#### Input ####
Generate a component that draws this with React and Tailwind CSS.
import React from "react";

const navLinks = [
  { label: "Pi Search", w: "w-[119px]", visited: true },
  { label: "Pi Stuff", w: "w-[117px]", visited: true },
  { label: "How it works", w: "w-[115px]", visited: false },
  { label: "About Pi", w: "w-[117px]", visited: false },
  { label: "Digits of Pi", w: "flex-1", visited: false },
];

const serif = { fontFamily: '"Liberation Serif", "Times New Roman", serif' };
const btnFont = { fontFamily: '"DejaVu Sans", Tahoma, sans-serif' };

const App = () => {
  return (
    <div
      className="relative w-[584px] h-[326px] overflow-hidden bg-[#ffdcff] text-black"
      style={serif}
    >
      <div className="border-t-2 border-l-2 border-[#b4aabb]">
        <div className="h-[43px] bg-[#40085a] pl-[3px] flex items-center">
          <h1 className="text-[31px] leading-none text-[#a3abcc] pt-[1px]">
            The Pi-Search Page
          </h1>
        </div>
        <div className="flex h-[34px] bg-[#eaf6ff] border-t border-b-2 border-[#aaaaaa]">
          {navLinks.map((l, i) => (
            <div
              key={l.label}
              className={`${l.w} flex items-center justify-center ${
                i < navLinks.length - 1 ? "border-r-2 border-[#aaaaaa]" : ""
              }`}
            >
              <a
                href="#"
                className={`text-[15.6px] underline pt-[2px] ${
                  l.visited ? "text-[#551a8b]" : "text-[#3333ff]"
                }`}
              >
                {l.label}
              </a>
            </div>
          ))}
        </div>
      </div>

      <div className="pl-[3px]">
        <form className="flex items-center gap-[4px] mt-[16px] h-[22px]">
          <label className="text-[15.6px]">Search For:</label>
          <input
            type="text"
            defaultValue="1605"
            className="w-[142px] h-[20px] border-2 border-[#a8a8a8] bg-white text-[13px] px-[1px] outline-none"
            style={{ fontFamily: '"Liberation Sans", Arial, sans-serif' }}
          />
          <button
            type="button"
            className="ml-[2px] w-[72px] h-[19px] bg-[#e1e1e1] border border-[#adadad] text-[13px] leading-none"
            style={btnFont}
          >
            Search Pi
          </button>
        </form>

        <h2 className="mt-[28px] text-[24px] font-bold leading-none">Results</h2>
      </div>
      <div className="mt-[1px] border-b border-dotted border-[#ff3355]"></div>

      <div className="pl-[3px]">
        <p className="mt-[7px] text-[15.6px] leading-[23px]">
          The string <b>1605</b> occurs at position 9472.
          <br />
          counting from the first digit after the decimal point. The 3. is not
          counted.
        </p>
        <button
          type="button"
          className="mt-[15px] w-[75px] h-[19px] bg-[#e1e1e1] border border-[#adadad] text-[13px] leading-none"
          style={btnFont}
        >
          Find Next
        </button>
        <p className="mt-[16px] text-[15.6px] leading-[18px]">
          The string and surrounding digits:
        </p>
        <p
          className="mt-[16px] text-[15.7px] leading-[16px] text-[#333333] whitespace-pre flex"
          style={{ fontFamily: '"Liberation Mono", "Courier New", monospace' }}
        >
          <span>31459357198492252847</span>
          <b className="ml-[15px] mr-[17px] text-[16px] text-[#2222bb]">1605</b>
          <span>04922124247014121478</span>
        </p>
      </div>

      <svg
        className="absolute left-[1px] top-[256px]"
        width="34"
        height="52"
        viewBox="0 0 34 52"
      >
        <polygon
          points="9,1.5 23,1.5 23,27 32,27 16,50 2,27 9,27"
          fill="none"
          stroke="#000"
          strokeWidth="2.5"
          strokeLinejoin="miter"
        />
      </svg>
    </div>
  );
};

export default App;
####
#### Input ####
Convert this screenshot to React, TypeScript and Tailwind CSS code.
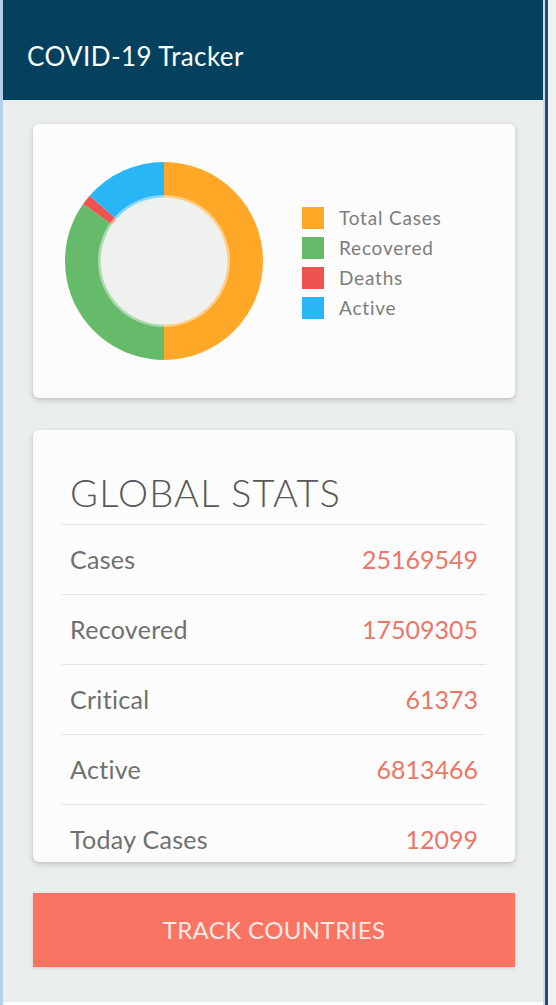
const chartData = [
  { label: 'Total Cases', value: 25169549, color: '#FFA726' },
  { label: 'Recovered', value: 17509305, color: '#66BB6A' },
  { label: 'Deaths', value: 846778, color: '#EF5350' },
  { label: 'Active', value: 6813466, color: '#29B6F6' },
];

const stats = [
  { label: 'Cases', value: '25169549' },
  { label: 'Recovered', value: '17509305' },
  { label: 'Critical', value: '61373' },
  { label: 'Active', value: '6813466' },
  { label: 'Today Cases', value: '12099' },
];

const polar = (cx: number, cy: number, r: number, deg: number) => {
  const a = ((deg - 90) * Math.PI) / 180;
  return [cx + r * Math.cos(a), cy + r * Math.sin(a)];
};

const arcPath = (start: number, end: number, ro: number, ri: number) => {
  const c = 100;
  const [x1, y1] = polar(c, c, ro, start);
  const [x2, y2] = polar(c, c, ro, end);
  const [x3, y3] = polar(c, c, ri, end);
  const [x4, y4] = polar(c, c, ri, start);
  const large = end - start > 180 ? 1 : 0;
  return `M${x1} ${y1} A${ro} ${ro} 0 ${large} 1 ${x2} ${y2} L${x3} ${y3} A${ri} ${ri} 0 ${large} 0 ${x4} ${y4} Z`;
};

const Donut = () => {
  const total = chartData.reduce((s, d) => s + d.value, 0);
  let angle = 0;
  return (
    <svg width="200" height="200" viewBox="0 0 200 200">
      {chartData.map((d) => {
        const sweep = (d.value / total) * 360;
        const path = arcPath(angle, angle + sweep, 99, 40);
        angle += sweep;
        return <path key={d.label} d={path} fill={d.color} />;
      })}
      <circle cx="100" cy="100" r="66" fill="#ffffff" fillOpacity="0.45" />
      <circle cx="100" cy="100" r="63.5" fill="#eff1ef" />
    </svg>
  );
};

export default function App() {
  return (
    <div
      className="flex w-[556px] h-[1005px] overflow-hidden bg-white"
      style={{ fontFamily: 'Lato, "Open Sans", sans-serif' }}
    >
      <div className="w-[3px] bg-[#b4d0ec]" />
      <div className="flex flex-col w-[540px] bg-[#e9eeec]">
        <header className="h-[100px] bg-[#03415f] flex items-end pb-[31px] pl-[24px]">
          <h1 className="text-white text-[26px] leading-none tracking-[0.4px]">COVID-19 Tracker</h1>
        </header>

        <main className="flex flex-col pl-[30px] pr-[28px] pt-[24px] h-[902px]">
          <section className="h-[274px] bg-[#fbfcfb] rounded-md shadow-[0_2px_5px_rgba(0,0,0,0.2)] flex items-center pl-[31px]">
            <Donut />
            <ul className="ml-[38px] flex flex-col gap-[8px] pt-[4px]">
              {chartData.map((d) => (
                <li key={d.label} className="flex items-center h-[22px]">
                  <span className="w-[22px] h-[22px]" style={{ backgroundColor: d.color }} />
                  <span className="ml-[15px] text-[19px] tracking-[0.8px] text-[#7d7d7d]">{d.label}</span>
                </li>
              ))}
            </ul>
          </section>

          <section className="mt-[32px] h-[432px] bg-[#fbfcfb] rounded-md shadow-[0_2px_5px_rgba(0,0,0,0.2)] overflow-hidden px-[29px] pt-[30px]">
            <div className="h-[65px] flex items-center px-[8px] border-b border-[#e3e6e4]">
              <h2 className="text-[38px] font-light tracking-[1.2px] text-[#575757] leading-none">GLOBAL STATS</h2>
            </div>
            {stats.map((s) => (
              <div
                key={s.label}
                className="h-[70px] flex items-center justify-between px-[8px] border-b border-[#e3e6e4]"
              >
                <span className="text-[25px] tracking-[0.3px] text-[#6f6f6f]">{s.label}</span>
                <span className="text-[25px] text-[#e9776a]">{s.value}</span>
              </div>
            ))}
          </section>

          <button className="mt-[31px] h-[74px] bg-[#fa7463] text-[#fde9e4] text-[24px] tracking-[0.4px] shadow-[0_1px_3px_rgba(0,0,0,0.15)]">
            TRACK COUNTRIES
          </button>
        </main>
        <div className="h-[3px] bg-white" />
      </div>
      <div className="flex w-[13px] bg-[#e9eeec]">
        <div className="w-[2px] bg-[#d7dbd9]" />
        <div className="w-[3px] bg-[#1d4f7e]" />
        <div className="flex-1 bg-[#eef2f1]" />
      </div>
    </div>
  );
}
####
#### Input ####
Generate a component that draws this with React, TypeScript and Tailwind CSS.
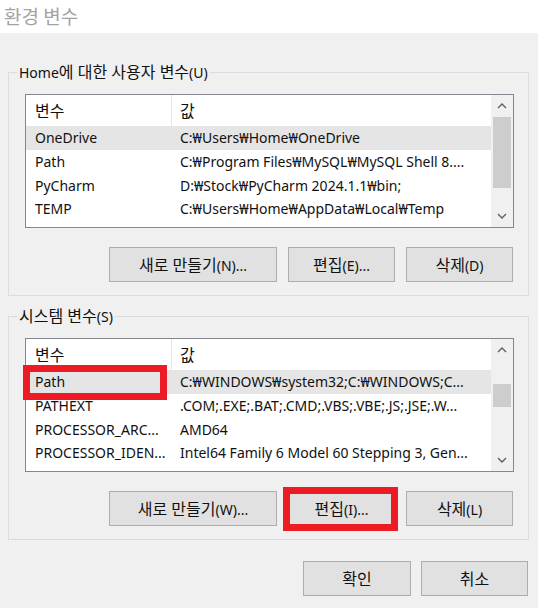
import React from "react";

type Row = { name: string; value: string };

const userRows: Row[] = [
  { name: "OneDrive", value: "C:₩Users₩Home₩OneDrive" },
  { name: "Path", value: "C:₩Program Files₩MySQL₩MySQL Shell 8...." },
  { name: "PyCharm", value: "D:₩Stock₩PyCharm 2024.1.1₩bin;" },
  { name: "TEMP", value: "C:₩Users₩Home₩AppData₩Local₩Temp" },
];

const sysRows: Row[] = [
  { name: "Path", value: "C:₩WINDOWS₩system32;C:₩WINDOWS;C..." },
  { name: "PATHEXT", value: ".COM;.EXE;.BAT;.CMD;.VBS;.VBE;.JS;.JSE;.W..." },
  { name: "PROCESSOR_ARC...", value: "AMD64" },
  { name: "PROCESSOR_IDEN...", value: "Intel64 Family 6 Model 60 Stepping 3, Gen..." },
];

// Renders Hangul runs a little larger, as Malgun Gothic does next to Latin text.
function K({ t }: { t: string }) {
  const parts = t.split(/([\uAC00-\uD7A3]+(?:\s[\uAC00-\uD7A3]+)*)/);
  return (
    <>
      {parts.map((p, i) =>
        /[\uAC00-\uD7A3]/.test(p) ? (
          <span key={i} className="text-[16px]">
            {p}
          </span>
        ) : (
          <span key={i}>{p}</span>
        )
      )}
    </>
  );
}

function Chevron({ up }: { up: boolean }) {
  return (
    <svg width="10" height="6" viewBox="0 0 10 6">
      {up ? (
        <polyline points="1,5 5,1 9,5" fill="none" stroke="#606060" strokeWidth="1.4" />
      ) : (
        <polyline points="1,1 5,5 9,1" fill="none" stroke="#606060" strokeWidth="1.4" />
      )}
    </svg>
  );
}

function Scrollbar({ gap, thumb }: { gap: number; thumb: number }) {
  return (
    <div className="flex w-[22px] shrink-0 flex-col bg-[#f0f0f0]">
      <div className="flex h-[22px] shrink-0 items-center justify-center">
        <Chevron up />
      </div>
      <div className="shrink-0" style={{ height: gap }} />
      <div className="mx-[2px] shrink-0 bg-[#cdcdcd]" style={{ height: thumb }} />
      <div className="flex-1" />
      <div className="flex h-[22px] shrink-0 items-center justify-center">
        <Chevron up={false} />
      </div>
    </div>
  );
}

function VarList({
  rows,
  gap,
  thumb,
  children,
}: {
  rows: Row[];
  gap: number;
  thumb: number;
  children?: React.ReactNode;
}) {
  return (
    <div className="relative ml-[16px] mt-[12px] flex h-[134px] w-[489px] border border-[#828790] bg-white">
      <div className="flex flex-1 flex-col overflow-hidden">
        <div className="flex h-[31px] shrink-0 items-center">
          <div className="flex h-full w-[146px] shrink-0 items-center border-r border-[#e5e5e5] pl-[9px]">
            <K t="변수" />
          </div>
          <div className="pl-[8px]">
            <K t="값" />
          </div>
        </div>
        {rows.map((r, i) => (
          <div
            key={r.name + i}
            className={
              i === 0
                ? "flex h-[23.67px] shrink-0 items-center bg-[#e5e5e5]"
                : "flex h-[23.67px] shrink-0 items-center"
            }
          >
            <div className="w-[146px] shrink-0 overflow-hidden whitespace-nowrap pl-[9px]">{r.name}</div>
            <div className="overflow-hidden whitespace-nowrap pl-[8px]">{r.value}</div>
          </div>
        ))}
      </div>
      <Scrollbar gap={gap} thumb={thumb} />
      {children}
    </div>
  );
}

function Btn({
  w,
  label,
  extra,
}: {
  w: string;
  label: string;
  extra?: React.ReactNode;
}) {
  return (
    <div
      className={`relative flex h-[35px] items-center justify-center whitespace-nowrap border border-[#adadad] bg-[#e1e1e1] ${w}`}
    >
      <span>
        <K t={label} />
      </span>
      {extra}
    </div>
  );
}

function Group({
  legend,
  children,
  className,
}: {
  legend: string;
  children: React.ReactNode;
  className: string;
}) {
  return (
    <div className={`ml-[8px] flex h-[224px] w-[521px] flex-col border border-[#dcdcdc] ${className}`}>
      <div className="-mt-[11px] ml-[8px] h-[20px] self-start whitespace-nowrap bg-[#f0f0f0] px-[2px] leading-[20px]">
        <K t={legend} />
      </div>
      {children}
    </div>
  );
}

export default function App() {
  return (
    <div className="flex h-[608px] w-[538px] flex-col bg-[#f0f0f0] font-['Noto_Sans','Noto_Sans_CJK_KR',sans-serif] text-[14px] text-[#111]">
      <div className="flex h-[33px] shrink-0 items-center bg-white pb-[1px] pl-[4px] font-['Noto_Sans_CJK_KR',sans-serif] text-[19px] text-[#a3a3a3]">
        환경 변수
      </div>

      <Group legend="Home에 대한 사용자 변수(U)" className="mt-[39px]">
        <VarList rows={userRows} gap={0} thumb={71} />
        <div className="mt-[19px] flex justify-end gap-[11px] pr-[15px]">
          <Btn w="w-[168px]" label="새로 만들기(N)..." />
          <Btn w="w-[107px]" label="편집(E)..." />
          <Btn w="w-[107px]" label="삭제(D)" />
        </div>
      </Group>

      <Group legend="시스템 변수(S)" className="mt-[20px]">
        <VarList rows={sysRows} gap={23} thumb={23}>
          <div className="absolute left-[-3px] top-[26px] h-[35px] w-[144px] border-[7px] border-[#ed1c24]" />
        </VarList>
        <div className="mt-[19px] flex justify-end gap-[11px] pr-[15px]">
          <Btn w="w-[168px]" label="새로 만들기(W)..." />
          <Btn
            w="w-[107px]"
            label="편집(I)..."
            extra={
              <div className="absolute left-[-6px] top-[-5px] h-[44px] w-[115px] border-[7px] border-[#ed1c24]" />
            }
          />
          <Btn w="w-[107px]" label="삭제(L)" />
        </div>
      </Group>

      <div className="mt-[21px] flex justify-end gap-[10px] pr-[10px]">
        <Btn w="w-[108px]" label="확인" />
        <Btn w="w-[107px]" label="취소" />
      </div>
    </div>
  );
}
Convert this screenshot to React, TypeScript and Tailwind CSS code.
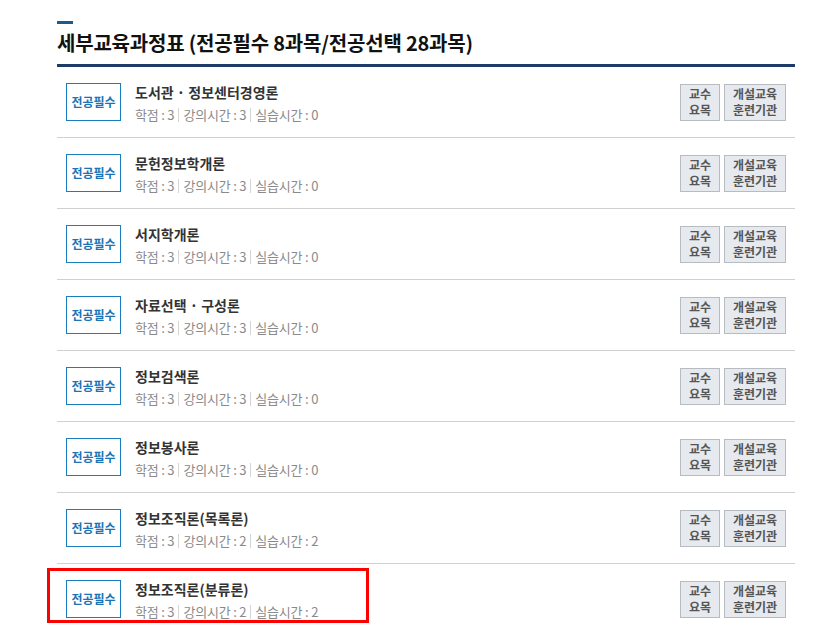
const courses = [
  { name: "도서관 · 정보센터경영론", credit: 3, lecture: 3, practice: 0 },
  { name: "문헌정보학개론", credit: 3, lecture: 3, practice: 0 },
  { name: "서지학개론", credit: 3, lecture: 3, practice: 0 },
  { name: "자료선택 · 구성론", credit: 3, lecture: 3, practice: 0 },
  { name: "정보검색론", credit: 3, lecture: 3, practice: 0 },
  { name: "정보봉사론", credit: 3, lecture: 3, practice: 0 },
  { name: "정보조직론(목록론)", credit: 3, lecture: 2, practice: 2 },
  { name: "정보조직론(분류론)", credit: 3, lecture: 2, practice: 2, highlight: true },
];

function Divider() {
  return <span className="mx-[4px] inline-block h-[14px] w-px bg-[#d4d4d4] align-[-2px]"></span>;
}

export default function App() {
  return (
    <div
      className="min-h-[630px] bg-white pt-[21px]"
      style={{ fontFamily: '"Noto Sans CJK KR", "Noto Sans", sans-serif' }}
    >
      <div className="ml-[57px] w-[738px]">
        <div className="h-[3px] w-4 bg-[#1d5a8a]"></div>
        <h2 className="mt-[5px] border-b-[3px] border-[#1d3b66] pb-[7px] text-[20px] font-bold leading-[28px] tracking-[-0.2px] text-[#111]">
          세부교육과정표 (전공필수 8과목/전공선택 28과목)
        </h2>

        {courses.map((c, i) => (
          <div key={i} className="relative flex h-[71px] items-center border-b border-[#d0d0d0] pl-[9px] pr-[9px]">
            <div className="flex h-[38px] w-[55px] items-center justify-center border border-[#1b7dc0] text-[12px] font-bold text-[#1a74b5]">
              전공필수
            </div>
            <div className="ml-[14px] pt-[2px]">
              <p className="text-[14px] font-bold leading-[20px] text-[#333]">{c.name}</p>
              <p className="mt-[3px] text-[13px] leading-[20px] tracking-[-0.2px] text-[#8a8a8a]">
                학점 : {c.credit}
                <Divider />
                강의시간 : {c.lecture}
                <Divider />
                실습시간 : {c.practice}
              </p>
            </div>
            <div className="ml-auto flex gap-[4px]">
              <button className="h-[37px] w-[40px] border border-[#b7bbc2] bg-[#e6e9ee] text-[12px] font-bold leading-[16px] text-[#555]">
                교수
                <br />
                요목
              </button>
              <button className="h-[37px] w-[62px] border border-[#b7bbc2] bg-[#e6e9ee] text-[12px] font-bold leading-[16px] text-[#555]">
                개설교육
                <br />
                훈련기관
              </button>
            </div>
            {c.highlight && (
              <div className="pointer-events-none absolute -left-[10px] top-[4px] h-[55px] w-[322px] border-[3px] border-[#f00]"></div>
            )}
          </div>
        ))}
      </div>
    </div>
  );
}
####
What the task requires: Every line in the data above that contains "this" needs to be copied.

Correct answer:
Generate a component that draws this with React and Tailwind CSS.
Convert this screenshot to React, TypeScript and Tailwind CSS code.
Generate a component that draws this with React, TypeScript and Tailwind CSS.
Convert this screenshot to React, TypeScript and Tailwind CSS code.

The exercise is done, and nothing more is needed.